Monday, April 13, 2015

THINK SMALL

In America, bigger is always better, right? Our cars, our accomplishments, even our personalities have always been outsized. But the fact is that bigger ain’t always better--at least not when it comes to our houses. 

My friend's dot-com millions bought him
a home much like this one. 
This truth became even more obvious to me than after an acquaintance of mine who’d grown up lower middle class suddenly became a dotcom millionaire in the late Nineties. He got so rich, in fact, that he was able to buy himself a gigantic, fresh-built mansion in a gated community just outside Silicon Valley. Now, you’d think this would be the proverbial dream come true for most people. But like Citizen Kane at Xanadu, my friend always seemed uncomfortable shuffling around all those echoey formal rooms in his so-called “home”. 
Whenever I visited, he’d withdraw either to the garage, where all his guy stuff was stashed, or to a tiny storage room that had the size and feel of a normal tract house bedroom—probably much like the one he'd grown up in

Not surprisingly, this made me wonder anew about the use or value of all the rest of all the huge spaces that made up the bulk of the place. The problem with really big rooms is that we human beings are naturally ill at ease inhabiting them. Our primitive brains still feel more secure, and hence more comfortable, in spaces we can traverse in a few steps. 
In the past, the huge public rooms of mansions served mainly to flaunt their owner’s wealth and good taste--though these attributes don’t necessarily go together. Yet even the wealthiest masters of such houses carried on day-to-day life in a much more modest suite of rooms elsewhere in the place. Living in some huge, drafty hall, regardless of how sumptuous the decoration, was no more comfortable then than it is now.

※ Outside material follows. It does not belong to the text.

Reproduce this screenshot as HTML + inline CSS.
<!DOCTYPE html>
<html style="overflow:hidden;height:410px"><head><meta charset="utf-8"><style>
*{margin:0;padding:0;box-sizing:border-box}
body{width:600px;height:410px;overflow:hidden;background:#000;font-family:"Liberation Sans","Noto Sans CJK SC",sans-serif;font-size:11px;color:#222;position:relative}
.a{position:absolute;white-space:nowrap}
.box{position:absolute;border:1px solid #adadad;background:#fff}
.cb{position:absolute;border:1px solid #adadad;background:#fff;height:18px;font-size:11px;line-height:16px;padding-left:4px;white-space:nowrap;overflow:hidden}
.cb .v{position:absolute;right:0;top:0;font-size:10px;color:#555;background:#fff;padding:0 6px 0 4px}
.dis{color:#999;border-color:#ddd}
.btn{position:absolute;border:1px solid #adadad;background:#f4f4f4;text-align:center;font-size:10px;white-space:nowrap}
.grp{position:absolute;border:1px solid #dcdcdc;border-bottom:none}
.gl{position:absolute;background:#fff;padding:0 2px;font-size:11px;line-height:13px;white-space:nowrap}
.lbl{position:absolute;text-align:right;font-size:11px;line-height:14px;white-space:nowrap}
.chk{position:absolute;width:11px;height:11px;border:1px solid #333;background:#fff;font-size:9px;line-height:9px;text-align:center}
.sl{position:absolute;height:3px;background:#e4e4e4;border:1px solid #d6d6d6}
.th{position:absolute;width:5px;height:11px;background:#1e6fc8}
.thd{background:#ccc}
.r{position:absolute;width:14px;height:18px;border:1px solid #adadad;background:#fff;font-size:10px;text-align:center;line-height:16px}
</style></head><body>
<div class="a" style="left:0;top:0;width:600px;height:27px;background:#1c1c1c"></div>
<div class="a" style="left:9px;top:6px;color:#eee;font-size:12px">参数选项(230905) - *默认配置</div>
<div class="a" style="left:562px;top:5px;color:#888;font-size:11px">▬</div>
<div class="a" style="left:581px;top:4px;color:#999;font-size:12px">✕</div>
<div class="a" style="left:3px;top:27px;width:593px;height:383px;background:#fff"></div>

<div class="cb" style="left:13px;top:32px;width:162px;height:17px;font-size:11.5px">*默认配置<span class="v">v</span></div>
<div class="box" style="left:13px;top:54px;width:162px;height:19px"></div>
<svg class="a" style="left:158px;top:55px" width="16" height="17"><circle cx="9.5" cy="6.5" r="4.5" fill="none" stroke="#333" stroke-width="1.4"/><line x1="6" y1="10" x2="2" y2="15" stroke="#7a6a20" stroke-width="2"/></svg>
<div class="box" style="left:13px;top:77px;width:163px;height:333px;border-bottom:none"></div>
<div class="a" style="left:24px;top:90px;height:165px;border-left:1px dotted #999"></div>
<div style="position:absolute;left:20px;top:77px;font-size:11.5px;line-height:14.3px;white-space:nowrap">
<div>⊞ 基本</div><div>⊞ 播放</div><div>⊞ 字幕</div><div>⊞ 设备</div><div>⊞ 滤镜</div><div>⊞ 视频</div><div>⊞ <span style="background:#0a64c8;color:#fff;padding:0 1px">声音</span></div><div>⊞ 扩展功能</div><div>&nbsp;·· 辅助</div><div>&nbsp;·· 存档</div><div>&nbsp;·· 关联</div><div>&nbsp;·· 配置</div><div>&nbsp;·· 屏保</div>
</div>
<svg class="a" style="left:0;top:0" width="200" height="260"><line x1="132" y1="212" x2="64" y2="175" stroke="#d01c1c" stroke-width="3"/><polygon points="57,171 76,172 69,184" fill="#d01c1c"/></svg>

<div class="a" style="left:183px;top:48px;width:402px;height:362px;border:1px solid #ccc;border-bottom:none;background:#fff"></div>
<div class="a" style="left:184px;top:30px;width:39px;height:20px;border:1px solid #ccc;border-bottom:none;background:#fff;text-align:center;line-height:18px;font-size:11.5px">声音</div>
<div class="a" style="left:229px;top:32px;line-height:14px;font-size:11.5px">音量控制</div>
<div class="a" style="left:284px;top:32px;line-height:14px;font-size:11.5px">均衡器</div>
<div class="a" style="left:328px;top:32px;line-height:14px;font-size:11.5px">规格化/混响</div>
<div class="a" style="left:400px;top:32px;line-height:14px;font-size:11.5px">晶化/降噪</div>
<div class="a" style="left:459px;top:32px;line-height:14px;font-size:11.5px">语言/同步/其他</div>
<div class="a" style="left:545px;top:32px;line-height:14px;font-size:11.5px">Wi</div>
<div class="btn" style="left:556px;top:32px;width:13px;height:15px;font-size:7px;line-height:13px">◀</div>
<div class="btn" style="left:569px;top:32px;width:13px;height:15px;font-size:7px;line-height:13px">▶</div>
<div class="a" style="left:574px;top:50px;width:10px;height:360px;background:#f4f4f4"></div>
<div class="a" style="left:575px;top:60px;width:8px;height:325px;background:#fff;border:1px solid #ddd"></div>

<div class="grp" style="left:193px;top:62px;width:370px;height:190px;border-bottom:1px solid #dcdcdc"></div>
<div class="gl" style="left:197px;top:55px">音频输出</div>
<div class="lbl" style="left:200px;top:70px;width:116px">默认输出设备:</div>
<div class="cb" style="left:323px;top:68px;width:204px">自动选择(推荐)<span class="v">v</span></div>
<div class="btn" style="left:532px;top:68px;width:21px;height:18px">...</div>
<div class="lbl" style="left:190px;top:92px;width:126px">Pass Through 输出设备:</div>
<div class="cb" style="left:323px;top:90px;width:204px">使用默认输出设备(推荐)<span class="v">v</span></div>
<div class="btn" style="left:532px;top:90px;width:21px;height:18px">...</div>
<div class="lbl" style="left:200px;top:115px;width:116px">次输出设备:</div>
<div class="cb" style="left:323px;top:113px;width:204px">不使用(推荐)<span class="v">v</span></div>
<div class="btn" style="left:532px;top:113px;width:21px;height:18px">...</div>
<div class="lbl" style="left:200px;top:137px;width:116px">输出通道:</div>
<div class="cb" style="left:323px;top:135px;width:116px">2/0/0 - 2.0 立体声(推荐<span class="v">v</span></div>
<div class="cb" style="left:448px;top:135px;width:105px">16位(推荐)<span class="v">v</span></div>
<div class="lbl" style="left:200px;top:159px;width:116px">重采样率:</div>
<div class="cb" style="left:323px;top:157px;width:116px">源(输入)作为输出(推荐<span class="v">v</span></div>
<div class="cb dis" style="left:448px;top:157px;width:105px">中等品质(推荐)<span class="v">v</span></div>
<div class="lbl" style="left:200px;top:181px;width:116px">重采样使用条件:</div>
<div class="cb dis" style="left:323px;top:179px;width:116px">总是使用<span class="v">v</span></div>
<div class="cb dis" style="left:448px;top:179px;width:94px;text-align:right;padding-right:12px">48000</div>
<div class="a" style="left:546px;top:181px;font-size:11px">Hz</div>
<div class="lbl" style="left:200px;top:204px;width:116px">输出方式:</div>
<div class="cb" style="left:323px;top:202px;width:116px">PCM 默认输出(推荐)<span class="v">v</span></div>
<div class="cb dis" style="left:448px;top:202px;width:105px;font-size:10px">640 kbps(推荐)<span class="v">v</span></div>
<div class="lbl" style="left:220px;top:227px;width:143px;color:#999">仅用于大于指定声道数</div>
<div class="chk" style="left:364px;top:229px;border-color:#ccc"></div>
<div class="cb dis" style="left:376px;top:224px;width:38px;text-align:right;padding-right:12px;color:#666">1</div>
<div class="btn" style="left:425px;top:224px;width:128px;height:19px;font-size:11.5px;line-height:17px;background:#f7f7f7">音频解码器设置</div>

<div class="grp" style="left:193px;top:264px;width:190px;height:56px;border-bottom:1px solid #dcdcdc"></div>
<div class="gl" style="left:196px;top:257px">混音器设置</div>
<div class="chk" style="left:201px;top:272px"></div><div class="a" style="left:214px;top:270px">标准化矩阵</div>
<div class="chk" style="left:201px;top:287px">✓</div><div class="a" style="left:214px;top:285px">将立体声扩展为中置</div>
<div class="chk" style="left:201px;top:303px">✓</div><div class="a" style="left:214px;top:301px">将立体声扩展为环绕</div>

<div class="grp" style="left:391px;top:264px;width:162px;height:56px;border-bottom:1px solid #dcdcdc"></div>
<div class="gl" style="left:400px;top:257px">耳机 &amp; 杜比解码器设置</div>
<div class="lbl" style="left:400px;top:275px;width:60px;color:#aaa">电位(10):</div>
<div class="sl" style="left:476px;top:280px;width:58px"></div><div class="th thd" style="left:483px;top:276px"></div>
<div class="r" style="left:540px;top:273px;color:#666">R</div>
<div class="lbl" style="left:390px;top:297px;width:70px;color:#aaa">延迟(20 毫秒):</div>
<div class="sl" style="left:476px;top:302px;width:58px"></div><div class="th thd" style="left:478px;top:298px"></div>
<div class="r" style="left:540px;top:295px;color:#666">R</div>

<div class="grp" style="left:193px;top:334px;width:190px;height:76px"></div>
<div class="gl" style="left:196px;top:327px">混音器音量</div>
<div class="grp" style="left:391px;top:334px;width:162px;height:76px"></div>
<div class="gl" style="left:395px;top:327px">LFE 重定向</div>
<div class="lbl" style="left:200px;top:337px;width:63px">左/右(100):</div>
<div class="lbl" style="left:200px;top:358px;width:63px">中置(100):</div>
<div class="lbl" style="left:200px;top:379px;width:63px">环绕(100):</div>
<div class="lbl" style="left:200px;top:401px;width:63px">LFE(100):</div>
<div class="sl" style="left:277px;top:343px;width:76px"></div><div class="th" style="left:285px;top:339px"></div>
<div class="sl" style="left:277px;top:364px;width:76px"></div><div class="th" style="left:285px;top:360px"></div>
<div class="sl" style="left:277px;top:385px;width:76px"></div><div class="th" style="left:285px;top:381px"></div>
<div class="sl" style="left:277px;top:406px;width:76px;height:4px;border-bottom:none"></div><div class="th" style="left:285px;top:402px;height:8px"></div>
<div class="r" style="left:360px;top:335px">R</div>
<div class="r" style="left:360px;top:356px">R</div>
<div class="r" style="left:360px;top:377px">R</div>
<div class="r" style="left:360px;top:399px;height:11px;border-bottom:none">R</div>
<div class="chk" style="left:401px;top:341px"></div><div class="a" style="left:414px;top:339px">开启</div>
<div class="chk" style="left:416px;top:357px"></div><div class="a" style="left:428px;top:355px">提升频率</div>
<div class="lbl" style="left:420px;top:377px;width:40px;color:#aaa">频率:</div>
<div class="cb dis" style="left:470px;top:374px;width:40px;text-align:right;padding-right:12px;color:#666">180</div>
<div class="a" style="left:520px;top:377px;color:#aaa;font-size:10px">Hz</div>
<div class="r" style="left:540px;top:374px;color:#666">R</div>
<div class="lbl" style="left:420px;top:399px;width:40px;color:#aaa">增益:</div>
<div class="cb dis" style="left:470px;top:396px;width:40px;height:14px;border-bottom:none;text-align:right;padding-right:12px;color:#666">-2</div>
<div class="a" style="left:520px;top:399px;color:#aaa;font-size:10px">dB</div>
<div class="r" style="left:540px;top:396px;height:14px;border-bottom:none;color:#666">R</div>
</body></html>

I grew up in an old, 900 square foot Colonial Bungalow.
The real one was demolished long ago, but this house is
 pretty close. Although we were a family of five,
it never occurred to us to feel crowded.
Even now, in the wake of the Great Recession, Americans are only grudgingly relinquishing our thirty-year obsession with bloated house, despite the fact that we’ve already learned this lesson once before. Around the mid-nineteenth century, houses of every class, from mansions to worker’s cottages, began to get bigger and bigger. Ceiling heights swelled from under eight feet during Colonial times to twelve feet in the Victorian era, while floor plans got more and more complicated. Victorian kitchens alone grew into complex warrens of three or four rooms. Yet, rather than making their owners happier, these vast houses instead provoked a backlash—especially among women, who typically got stuck with the job of keeping them up. This disenchantment with bloated Victorian design ushered in the bungalow homes of the early twentieth century, with their credo of smaller-and-simpler-is-better.

I happen to have grown up with two older brothers in such a house—a 900 square foot Colonial bungalow—and it never crossed our minds that we were crowded or deprived in any way. In fact, my family remembers this little house more fondly than any other, regardless of size. 

We could learn a great deal from these downsized bungalows of a century ago, if only we found the wisdom to Think Small once in awhile.